# Given material:
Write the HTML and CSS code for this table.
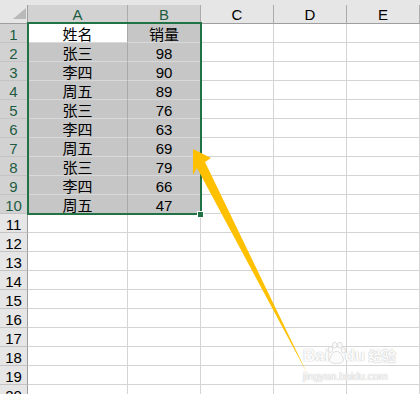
FILE: index.html
```html
<!DOCTYPE html>
<html lang="zh">
<head>
<meta charset="utf-8">
<title>Sheet</title>
<link rel="stylesheet" href="styles.css">
</head>
<body>
<div class="sheet">
  <div class="topbar"></div>
  <div class="grid">
    <div class="corner"></div>
    <div class="ch sel">A</div><div class="ch sel">B</div><div class="ch">C</div><div class="ch">D</div><div class="ch">E</div>

    <div class="rh sel">1</div><div class="c act">姓名</div><div class="c s">销量</div><div class="c"></div><div class="c"></div><div class="c"></div>
    <div class="rh sel">2</div><div class="c s sa">张三</div><div class="c s">98</div><div class="c"></div><div class="c"></div><div class="c"></div>
    <div class="rh sel">3</div><div class="c s sa">李四</div><div class="c s">90</div><div class="c"></div><div class="c"></div><div class="c"></div>
    <div class="rh sel">4</div><div class="c s sa">周五</div><div class="c s">89</div><div class="c"></div><div class="c"></div><div class="c"></div>
    <div class="rh sel">5</div><div class="c s sa">张三</div><div class="c s">76</div><div class="c"></div><div class="c"></div><div class="c"></div>
    <div class="rh sel">6</div><div class="c s sa">李四</div><div class="c s">63</div><div class="c"></div><div class="c"></div><div class="c"></div>
    <div class="rh sel">7</div><div class="c s sa">周五</div><div class="c s">69</div><div class="c"></div><div class="c"></div><div class="c"></div>
    <div class="rh sel">8</div><div class="c s sa">张三</div><div class="c s">79</div><div class="c"></div><div class="c"></div><div class="c"></div>
    <div class="rh sel">9</div><div class="c s sa">李四</div><div class="c s">66</div><div class="c"></div><div class="c"></div><div class="c"></div>
    <div class="rh sel">10</div><div class="c s sa">周五</div><div class="c s">47</div><div class="c"></div><div class="c"></div><div class="c"></div>
    <div class="rh">11</div><div class="c"></div><div class="c"></div><div class="c"></div><div class="c"></div><div class="c"></div>
    <div class="rh">12</div><div class="c"></div><div class="c"></div><div class="c"></div><div class="c"></div><div class="c"></div>
    <div class="rh">13</div><div class="c"></div><div class="c"></div><div class="c"></div><div class="c"></div><div class="c"></div>
    <div class="rh">14</div><div class="c"></div><div class="c"></div><div class="c"></div><div class="c"></div><div class="c"></div>
    <div class="rh">15</div><div class="c"></div><div class="c"></div><div class="c"></div><div class="c"></div><div class="c"></div>
    <div class="rh">16</div><div class="c"></div><div class="c"></div><div class="c"></div><div class="c"></div><div class="c"></div>
    <div class="rh">17</div><div class="c"></div><div class="c"></div><div class="c"></div><div class="c"></div><div class="c"></div>
    <div class="rh">18</div><div class="c"></div><div class="c"></div><div class="c"></div><div class="c"></div><div class="c"></div>
    <div class="rh">19</div><div class="c"></div><div class="c"></div><div class="c"></div><div class="c"></div><div class="c"></div>
    <div class="rh">20</div><div class="c"></div><div class="c"></div><div class="c"></div><div class="c"></div><div class="c"></div>
  </div>

  <div class="selection"><span class="handle"></span></div>

  <svg class="arrow" width="420" height="394" viewBox="0 0 420 394">
    <polygon points="193,149 211,158 205,162 307,373 197,168 193,175" fill="#ffc000"/>
  </svg>

  <div class="watermark">
    <div class="wm-logo">Bai<svg class="paw" width="19" height="24" viewBox="0 0 22 26"><g fill="#fbfbfb" stroke="#d6d6d6" stroke-width="1"><ellipse cx="4" cy="9" rx="2.6" ry="3.4"/><ellipse cx="9" cy="4" rx="2.6" ry="3.4"/><ellipse cx="15" cy="4" rx="2.6" ry="3.4"/><ellipse cx="19" cy="10" rx="2.4" ry="3.2"/><path d="M11 11c-4 0-8 6-8 10 0 3 3 4 8 4s8-1 8-4c0-4-4-10-8-10z"/></g></svg>du<span class="wm-cn">经验</span></div>
    <div class="wm-url">jingyan.baidu.com</div>
  </div>
</div>
</body>
</html>
```

FILE: styles.css
```css
html, body {
  margin: 0;
  padding: 0;
  background: #ffffff;
  overflow: hidden;
}

.sheet {
  position: relative;
  width: 420px;
  height: 394px;
  overflow: hidden;
  font-family: "Liberation Sans", "Noto Sans CJK SC", sans-serif;
  font-size: 15px;
  color: #000;
}

.topbar {
  height: 5px;
  background: #e6e6e6;
}

.grid {
  display: grid;
  grid-template-columns: 28px 100px 73px 73px 73px 73px;
  grid-auto-rows: 19px;
}

.grid > div {
  box-sizing: border-box;
  border-right: 1px solid #d4d4d4;
  border-bottom: 1px solid #d4d4d4;
  text-align: center;
  white-space: nowrap;
  overflow: hidden;
  padding-top: 3px;
  line-height: 15px;
}

.corner {
  background: #e6e6e6;
  display: flex;
  justify-content: flex-end;
  align-items: flex-end;
  padding: 0 1px 4px 0 !important;
  border-right-color: #a0a0a0 !important;
  border-bottom-color: #9e9e9e !important;
}

.corner::after {
  content: "";
  width: 13px;
  height: 11px;
  background: #b9b9b9;
  clip-path: polygon(100% 0, 100% 100%, 0 100%);
}

.ch {
  background: #e6e6e6;
  border-right-color: #ababab !important;
  border-bottom-color: #9e9e9e !important;
  padding-top: 2px !important;
}

.ch.sel {
  background: #d2d2d2;
  color: #1d5c42;
}

.rh {
  background: #e6e6e6;
  border-right-color: #9e9e9e !important;
  border-bottom-color: #c4c4c4 !important;
}

.rh.sel {
  background: #d2d2d2;
  color: #1d5c42;
}

.c.s {
  background: #c6c6c6;
  border-bottom-color: #d9d9d9;
}

.c.sa {
  border-right-color: #a9a9a9;
}

.c.act {
  background: #ffffff;
  border-right-color: #a9a9a9;
  border-bottom-color: #d9d9d9;
}

.selection {
  position: absolute;
  left: 27px;
  top: 22px;
  width: 175px;
  height: 193px;
  box-sizing: border-box;
  border: 2px solid #217346;
  pointer-events: none;
}

.handle {
  position: absolute;
  right: -4px;
  bottom: -5px;
  width: 5px;
  height: 5px;
  background: #217346;
  border: 1px solid #ffffff;
}

.arrow {
  position: absolute;
  left: 0;
  top: 0;
  pointer-events: none;
}

.watermark {
  position: absolute;
  left: 303px;
  top: 339px;
  white-space: nowrap;
  color: #fbfbfb;
  text-shadow: 0 0 1px #c4c4c4, 0 0 1px #c4c4c4;
  pointer-events: none;
}

.wm-logo {
  display: flex;
  align-items: flex-end;
  font-family: "Liberation Sans", sans-serif;
  font-weight: bold;
  font-size: 17px;
  line-height: 20px;
  height: 27px;
}

.paw {
  margin: 0 -2px 1px -2px;
}

.wm-cn {
  font-family: "Noto Sans CJK SC", sans-serif;
  font-size: 14px;
  font-weight: bold;
  margin-left: 3px;
  margin-bottom: 1px;
}

.wm-url {
  font-family: "Liberation Sans", sans-serif;
  font-size: 10.5px;
  line-height: 14px;
  margin-top: 3px;
}
```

# What to produce:
Do not include the images; transcribe the rest of the listing exactly.

# Solution to this task:
Write the HTML and CSS code for this table.
FILE: index.html
```html
<!DOCTYPE html>
<html lang="zh">
<head>
<meta charset="utf-8">
<title>Sheet</title>
<link rel="stylesheet" href="styles.css">
</head>
<body>
<div class="sheet">
  <div class="topbar"></div>
  <div class="grid">
    <div class="corner"></div>
    <div class="ch sel">A</div><div class="ch sel">B</div><div class="ch">C</div><div class="ch">D</div><div class="ch">E</div>

    <div class="rh sel">1</div><div class="c act">姓名</div><div class="c s">销量</div><div class="c"></div><div class="c"></div><div class="c"></div>
    <div class="rh sel">2</div><div class="c s sa">张三</div><div class="c s">98</div><div class="c"></div><div class="c"></div><div class="c"></div>
    <div class="rh sel">3</div><div class="c s sa">李四</div><div class="c s">90</div><div class="c"></div><div class="c"></div><div class="c"></div>
    <div class="rh sel">4</div><div class="c s sa">周五</div><div class="c s">89</div><div class="c"></div><div class="c"></div><div class="c"></div>
    <div class="rh sel">5</div><div class="c s sa">张三</div><div class="c s">76</div><div class="c"></div><div class="c"></div><div class="c"></div>
    <div class="rh sel">6</div><div class="c s sa">李四</div><div class="c s">63</div><div class="c"></div><div class="c"></div><div class="c"></div>
    <div class="rh sel">7</div><div class="c s sa">周五</div><div class="c s">69</div><div class="c"></div><div class="c"></div><div class="c"></div>
    <div class="rh sel">8</div><div class="c s sa">张三</div><div class="c s">79</div><div class="c"></div><div class="c"></div><div class="c"></div>
    <div class="rh sel">9</div><div class="c s sa">李四</div><div class="c s">66</div><div class="c"></div><div class="c"></div><div class="c"></div>
    <div class="rh sel">10</div><div class="c s sa">周五</div><div class="c s">47</div><div class="c"></div><div class="c"></div><div class="c"></div>
    <div class="rh">11</div><div class="c"></div><div class="c"></div><div class="c"></div><div class="c"></div><div class="c"></div>
    <div class="rh">12</div><div class="c"></div><div class="c"></div><div class="c"></div><div class="c"></div><div class="c"></div>
    <div class="rh">13</div><div class="c"></div><div class="c"></div><div class="c"></div><div class="c"></div><div class="c"></div>
    <div class="rh">14</div><div class="c"></div><div class="c"></div><div class="c"></div><div class="c"></div><div class="c"></div>
    <div class="rh">15</div><div class="c"></div><div class="c"></div><div class="c"></div><div class="c"></div><div class="c"></div>
    <div class="rh">16</div><div class="c"></div><div class="c"></div><div class="c"></div><div class="c"></div><div class="c"></div>
    <div class="rh">17</div><div class="c"></div><div class="c"></div><div class="c"></div><div class="c"></div><div class="c"></div>
    <div class="rh">18</div><div class="c"></div><div class="c"></div><div class="c"></div><div class="c"></div><div class="c"></div>
    <div class="rh">19</div><div class="c"></div><div class="c"></div><div class="c"></div><div class="c"></div><div class="c"></div>
    <div class="rh">20</div><div class="c"></div><div class="c"></div><div class="c"></div><div class="c"></div><div class="c"></div>
  </div>

  <div class="selection"><span class="handle"></span></div>

  <svg class="arrow" width="420" height="394" viewBox="0 0 420 394">
    <polygon points="193,149 211,158 205,162 307,373 197,168 193,175" fill="#ffc000"/>
  </svg>

  <div class="watermark">
    <div class="wm-logo">Bai<svg class="paw" width="19" height="24" viewBox="0 0 22 26"><g fill="#fbfbfb" stroke="#d6d6d6" stroke-width="1"><ellipse cx="4" cy="9" rx="2.6" ry="3.4"/><ellipse cx="9" cy="4" rx="2.6" ry="3.4"/><ellipse cx="15" cy="4" rx="2.6" ry="3.4"/><ellipse cx="19" cy="10" rx="2.4" ry="3.2"/><path d="M11 11c-4 0-8 6-8 10 0 3 3 4 8 4s8-1 8-4c0-4-4-10-8-10z"/></g></svg>du<span class="wm-cn">经验</span></div>
    <div class="wm-url">jingyan.baidu.com</div>
  </div>
</div>
</body>
</html>
```

FILE: styles.css
```css
html, body {
  margin: 0;
  padding: 0;
  background: #ffffff;
  overflow: hidden;
}

.sheet {
  position: relative;
  width: 420px;
  height: 394px;
  overflow: hidden;
  font-family: "Liberation Sans", "Noto Sans CJK SC", sans-serif;
  font-size: 15px;
  color: #000;
}

.topbar {
  height: 5px;
  background: #e6e6e6;
}

.grid {
  display: grid;
  grid-template-columns: 28px 100px 73px 73px 73px 73px;
  grid-auto-rows: 19px;
}

.grid > div {
  box-sizing: border-box;
  border-right: 1px solid #d4d4d4;
  border-bottom: 1px solid #d4d4d4;
  text-align: center;
  white-space: nowrap;
  overflow: hidden;
  padding-top: 3px;
  line-height: 15px;
}

.corner {
  background: #e6e6e6;
  display: flex;
  justify-content: flex-end;
  align-items: flex-end;
  padding: 0 1px 4px 0 !important;
  border-right-color: #a0a0a0 !important;
  border-bottom-color: #9e9e9e !important;
}

.corner::after {
  content: "";
  width: 13px;
  height: 11px;
  background: #b9b9b9;
  clip-path: polygon(100% 0, 100% 100%, 0 100%);
}

.ch {
  background: #e6e6e6;
  border-right-color: #ababab !important;
  border-bottom-color: #9e9e9e !important;
  padding-top: 2px !important;
}

.ch.sel {
  background: #d2d2d2;
  color: #1d5c42;
}

.rh {
  background: #e6e6e6;
  border-right-color: #9e9e9e !important;
  border-bottom-color: #c4c4c4 !important;
}

.rh.sel {
  background: #d2d2d2;
  color: #1d5c42;
}

.c.s {
  background: #c6c6c6;
  border-bottom-color: #d9d9d9;
}

.c.sa {
  border-right-color: #a9a9a9;
}

.c.act {
  background: #ffffff;
  border-right-color: #a9a9a9;
  border-bottom-color: #d9d9d9;
}

.selection {
  position: absolute;
  left: 27px;
  top: 22px;
  width: 175px;
  height: 193px;
  box-sizing: border-box;
  border: 2px solid #217346;
  pointer-events: none;
}

.handle {
  position: absolute;
  right: -4px;
  bottom: -5px;
  width: 5px;
  height: 5px;
  background: #217346;
  border: 1px solid #ffffff;
}

.arrow {
  position: absolute;
  left: 0;
  top: 0;
  pointer-events: none;
}

.watermark {
  position: absolute;
  left: 303px;
  top: 339px;
  white-space: nowrap;
  color: #fbfbfb;
  text-shadow: 0 0 1px #c4c4c4, 0 0 1px #c4c4c4;
  pointer-events: none;
}

.wm-logo {
  display: flex;
  align-items: flex-end;
  font-family: "Liberation Sans", sans-serif;
  font-weight: bold;
  font-size: 17px;
  line-height: 20px;
  height: 27px;
}

.paw {
  margin: 0 -2px 1px -2px;
}

.wm-cn {
  font-family: "Noto Sans CJK SC", sans-serif;
  font-size: 14px;
  font-weight: bold;
  margin-left: 3px;
  margin-bottom: 1px;
}

.wm-url {
  font-family: "Liberation Sans", sans-serif;
  font-size: 10.5px;
  line-height: 14px;
  margin-top: 3px;
}
```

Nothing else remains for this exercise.